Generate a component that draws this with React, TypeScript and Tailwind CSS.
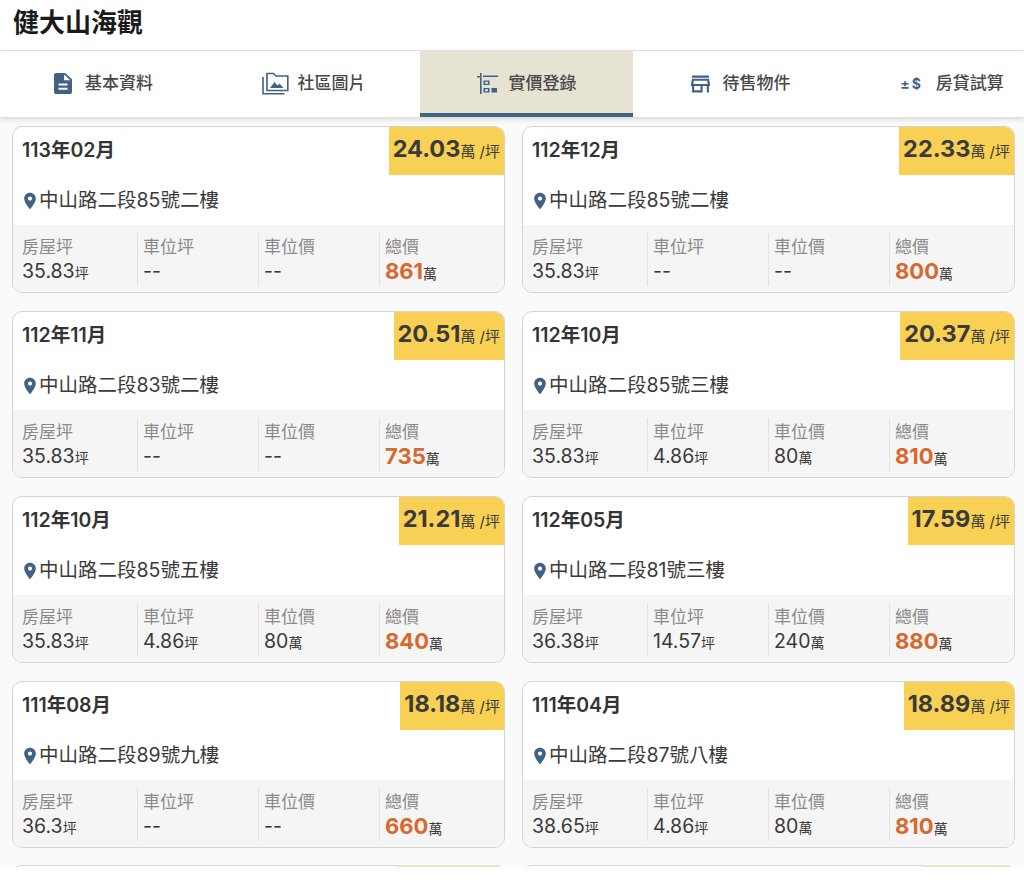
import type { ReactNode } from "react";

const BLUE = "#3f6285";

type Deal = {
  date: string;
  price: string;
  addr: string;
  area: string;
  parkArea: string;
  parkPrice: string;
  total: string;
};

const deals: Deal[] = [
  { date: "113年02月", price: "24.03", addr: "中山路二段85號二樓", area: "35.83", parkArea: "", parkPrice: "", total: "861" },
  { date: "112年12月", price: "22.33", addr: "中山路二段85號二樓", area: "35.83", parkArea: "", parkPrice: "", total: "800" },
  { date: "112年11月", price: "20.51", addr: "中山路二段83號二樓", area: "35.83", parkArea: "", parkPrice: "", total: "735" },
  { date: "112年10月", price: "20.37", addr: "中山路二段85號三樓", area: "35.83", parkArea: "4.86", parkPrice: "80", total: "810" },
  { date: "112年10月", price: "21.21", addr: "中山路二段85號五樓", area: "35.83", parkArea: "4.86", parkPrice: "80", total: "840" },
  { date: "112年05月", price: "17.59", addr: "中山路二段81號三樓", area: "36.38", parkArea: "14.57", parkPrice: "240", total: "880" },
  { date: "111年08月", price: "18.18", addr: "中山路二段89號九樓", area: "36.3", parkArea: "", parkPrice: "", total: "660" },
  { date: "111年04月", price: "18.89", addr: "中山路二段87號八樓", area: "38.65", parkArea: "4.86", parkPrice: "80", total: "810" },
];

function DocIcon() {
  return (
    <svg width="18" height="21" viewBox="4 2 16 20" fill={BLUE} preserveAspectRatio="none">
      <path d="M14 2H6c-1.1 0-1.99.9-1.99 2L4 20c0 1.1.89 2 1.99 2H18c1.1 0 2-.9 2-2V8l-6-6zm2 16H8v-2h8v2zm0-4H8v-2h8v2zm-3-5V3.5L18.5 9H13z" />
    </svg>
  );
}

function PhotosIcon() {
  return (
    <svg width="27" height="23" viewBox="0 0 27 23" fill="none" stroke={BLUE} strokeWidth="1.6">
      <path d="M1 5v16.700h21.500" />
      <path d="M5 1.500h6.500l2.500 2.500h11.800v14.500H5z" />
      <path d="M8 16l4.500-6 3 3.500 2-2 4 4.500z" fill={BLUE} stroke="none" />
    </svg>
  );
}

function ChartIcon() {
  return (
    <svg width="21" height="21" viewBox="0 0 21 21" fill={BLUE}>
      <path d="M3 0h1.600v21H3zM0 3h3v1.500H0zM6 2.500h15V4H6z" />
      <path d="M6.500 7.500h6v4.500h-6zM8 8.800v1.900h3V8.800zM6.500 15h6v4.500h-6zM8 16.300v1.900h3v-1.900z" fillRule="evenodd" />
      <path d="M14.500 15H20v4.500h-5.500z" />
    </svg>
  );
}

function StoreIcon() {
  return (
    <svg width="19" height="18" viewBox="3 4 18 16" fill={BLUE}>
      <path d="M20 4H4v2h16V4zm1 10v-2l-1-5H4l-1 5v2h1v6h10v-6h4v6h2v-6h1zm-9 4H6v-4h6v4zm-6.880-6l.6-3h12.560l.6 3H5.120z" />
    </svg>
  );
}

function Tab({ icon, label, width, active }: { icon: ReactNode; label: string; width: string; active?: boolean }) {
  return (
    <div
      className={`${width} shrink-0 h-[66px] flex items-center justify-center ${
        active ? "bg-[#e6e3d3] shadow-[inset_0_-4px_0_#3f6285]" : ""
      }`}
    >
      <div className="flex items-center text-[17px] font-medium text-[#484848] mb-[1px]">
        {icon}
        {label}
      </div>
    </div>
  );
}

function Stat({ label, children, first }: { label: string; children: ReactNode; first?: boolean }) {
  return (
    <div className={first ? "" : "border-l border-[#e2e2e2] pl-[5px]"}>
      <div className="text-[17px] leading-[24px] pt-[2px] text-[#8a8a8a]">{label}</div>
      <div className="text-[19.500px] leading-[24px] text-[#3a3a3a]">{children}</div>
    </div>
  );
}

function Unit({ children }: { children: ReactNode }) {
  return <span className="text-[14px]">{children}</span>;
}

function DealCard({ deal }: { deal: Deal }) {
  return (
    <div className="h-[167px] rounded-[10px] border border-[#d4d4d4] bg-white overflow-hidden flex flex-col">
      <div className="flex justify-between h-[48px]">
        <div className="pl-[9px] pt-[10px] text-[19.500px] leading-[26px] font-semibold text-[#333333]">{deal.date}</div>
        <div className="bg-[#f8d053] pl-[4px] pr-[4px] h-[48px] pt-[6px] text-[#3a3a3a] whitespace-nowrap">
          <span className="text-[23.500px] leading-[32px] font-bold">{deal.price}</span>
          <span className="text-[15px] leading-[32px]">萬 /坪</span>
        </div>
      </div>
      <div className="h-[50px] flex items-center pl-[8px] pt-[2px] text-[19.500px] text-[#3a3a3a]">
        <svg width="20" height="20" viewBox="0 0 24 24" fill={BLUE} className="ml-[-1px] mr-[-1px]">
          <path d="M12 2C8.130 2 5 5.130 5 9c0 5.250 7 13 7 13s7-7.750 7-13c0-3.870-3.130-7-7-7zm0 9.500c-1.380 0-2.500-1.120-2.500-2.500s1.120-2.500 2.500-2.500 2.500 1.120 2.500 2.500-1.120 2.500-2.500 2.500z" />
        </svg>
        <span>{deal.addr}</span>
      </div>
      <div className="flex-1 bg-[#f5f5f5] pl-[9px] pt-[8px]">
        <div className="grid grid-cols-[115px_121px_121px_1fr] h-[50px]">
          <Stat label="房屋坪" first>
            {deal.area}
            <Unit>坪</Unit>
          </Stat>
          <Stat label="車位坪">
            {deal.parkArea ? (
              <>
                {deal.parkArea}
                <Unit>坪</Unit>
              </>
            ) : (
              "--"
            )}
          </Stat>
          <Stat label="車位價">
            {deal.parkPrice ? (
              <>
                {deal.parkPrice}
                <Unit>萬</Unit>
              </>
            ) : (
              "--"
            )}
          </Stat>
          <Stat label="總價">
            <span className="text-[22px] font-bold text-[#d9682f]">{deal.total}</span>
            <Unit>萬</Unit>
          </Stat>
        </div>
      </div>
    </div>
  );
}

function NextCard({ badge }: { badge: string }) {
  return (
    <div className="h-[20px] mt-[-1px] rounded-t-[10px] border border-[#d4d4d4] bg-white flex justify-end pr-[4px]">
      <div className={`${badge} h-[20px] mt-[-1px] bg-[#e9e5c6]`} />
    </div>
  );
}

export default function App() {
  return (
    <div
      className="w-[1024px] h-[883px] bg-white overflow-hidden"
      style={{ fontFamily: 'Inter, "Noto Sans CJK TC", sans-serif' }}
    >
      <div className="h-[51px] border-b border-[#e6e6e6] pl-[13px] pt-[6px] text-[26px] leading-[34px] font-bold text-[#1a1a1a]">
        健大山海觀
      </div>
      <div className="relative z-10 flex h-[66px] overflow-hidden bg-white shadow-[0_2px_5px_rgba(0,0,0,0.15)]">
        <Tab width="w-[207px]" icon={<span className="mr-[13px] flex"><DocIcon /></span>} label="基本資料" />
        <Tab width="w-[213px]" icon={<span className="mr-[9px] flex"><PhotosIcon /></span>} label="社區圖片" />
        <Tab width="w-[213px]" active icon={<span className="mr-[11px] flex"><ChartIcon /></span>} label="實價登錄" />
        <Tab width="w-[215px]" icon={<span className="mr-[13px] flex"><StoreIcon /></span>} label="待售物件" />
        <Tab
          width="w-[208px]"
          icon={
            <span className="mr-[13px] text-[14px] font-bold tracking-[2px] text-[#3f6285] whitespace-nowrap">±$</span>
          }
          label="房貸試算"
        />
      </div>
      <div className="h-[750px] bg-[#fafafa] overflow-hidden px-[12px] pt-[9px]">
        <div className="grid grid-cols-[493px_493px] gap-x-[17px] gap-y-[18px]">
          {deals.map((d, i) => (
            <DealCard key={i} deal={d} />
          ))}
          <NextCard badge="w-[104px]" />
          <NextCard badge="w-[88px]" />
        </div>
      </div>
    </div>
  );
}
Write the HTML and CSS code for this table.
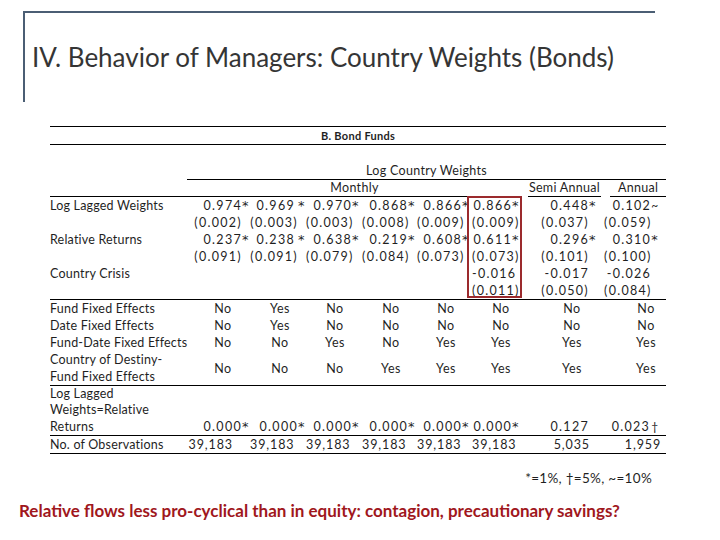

__Problem description__.
Go over the data above and copy every line that has the word "this" in it.

__Worked solution__.
Generate a component that draws this with React, TypeScript and Tailwind CSS.
Write the HTML and CSS code for this table.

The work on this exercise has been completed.